Find all the lines with "index" and gather them.

● **Given data**:
============

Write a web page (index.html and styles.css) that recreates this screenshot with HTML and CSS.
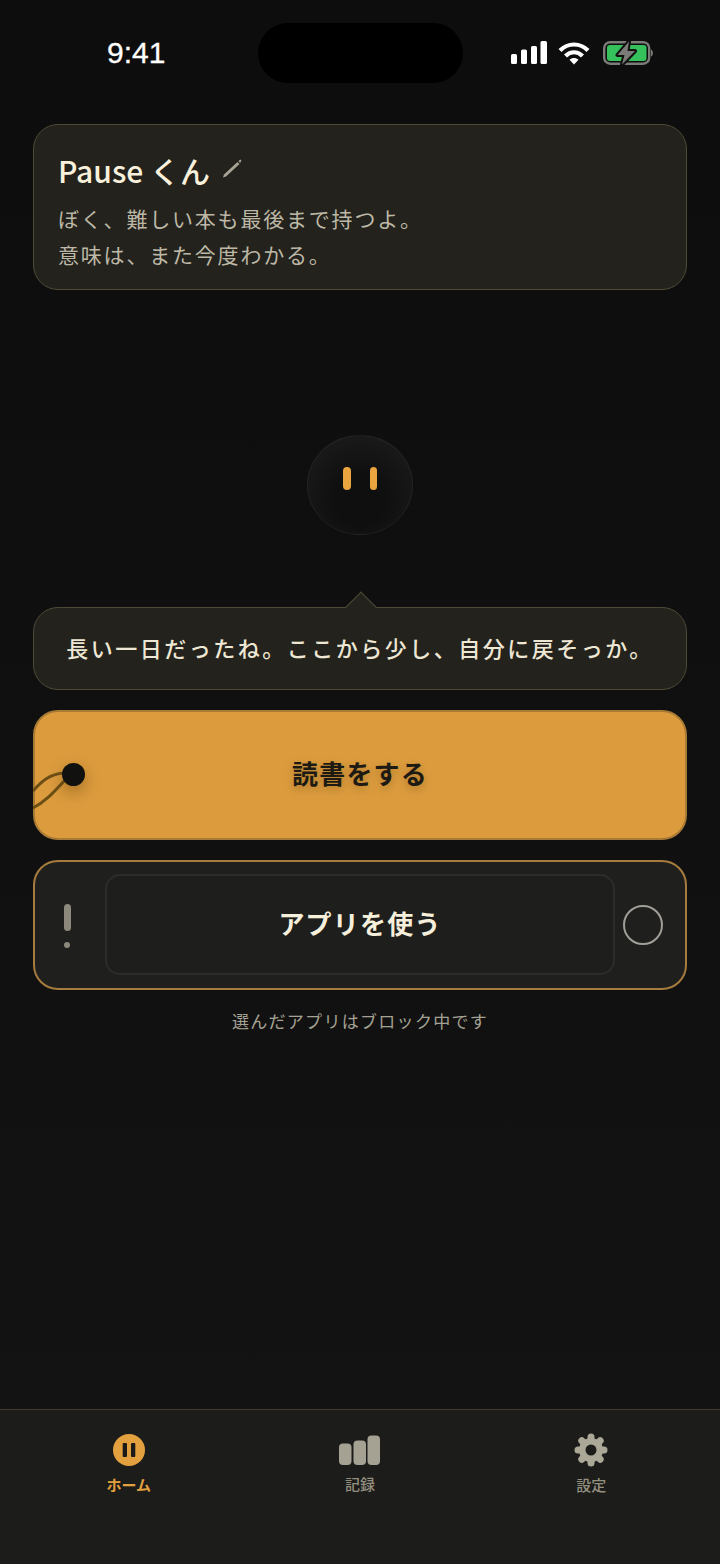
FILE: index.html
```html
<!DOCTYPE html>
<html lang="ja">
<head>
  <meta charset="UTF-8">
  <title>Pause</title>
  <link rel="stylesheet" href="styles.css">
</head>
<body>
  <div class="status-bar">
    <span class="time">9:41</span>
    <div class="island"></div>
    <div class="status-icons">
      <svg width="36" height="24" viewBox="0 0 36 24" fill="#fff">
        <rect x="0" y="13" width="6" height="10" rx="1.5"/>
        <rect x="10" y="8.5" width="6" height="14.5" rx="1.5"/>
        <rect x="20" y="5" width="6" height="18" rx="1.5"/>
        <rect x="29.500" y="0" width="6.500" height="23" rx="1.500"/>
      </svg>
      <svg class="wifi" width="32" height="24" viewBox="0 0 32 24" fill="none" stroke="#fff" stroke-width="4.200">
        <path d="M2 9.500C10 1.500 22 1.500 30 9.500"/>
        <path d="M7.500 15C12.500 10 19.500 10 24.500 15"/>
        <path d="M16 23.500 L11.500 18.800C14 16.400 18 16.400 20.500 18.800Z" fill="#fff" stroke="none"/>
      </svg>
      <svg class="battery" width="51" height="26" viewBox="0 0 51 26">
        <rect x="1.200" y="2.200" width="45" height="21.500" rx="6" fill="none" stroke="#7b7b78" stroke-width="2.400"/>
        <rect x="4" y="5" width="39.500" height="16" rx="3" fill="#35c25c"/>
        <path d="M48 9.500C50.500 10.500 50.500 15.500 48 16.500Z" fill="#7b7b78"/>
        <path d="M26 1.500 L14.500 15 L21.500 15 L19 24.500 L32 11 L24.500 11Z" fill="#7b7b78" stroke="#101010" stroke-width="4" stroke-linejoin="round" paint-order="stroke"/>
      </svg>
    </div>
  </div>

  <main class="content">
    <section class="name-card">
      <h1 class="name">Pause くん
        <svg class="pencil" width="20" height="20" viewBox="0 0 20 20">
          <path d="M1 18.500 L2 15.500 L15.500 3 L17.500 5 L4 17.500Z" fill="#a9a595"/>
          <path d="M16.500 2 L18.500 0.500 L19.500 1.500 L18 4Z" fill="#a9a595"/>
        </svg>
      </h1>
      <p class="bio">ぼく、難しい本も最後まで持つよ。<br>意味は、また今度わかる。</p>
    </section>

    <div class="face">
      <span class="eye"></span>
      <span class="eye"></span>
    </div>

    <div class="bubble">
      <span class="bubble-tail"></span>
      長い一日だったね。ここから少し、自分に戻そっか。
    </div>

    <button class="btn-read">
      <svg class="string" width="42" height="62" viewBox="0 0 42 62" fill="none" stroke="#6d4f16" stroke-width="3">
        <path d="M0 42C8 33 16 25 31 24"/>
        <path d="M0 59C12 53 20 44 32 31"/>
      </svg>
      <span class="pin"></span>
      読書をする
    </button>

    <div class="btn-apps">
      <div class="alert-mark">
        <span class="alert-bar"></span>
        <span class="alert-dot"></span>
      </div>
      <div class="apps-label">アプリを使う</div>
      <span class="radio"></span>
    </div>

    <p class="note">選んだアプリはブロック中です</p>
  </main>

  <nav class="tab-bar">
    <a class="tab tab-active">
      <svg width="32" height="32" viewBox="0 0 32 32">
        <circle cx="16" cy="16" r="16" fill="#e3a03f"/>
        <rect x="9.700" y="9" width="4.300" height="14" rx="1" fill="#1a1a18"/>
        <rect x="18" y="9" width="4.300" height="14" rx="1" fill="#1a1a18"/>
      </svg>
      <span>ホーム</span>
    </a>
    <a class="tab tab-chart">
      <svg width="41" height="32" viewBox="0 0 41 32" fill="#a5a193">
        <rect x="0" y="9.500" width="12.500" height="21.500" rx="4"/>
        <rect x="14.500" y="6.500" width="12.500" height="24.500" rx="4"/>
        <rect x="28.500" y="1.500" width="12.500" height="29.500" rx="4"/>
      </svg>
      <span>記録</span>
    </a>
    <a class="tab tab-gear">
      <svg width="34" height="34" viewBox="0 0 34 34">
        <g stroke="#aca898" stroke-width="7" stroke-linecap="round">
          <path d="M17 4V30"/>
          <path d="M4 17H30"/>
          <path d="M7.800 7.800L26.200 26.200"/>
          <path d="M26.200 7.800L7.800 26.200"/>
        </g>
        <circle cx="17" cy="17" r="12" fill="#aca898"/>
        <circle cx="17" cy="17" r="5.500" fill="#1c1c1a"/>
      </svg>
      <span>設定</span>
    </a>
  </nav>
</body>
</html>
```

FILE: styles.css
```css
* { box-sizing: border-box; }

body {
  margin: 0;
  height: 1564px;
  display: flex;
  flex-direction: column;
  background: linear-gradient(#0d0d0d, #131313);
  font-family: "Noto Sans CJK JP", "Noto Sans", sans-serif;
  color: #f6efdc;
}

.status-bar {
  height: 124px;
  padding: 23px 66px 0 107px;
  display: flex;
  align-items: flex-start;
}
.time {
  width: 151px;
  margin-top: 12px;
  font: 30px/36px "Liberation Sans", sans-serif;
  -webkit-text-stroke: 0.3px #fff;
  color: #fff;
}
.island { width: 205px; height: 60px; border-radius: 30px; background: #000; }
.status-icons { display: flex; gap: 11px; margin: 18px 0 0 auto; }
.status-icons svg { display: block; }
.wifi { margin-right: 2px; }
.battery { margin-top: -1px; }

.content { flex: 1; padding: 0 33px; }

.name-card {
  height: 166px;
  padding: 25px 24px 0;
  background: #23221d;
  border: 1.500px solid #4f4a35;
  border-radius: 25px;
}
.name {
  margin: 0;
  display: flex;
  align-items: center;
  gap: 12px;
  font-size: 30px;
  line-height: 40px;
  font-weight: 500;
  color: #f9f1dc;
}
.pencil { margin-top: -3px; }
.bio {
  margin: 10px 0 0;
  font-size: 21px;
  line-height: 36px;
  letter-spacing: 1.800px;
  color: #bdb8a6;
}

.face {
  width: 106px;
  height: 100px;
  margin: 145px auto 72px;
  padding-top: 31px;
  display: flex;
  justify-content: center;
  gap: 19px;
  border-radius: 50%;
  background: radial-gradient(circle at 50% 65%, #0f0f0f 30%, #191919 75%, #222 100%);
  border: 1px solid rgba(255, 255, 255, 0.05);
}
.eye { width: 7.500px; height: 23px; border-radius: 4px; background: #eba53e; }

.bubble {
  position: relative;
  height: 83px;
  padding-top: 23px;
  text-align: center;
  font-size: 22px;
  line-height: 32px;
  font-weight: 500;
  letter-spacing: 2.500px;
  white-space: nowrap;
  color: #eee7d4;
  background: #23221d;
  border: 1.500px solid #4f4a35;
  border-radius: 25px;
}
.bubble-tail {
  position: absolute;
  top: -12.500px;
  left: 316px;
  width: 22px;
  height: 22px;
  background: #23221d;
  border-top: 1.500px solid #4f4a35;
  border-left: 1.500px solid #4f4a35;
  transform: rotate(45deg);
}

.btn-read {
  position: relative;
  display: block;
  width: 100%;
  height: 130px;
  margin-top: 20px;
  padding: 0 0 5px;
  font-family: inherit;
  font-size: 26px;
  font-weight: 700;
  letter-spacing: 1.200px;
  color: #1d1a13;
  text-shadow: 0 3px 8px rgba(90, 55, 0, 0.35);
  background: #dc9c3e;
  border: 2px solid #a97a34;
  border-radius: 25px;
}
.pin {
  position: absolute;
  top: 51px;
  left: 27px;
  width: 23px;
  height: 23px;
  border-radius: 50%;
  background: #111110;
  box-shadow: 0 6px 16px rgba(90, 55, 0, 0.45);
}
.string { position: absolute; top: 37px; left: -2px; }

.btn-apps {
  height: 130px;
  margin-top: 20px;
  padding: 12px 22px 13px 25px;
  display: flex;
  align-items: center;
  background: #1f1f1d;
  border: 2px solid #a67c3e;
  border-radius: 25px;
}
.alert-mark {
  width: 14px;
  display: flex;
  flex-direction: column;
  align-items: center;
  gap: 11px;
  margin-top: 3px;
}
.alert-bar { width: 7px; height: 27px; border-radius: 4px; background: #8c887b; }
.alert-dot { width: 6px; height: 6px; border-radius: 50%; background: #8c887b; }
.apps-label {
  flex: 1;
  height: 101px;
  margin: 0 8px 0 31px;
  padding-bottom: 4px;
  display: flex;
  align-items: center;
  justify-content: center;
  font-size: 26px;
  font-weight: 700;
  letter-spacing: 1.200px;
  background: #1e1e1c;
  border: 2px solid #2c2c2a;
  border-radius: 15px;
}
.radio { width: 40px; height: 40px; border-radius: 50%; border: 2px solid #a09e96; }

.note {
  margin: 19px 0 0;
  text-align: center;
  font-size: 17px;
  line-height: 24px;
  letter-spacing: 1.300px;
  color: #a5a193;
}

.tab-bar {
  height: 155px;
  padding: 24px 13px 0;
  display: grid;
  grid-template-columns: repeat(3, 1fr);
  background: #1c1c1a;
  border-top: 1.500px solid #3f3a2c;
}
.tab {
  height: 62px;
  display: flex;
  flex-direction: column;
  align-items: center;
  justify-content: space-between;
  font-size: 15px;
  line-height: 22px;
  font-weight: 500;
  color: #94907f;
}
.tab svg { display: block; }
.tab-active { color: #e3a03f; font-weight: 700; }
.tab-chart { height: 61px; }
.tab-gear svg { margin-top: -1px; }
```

============

● **The completed task**:
Write a web page (index.html and styles.css) that recreates this screenshot with HTML and CSS.
FILE: index.html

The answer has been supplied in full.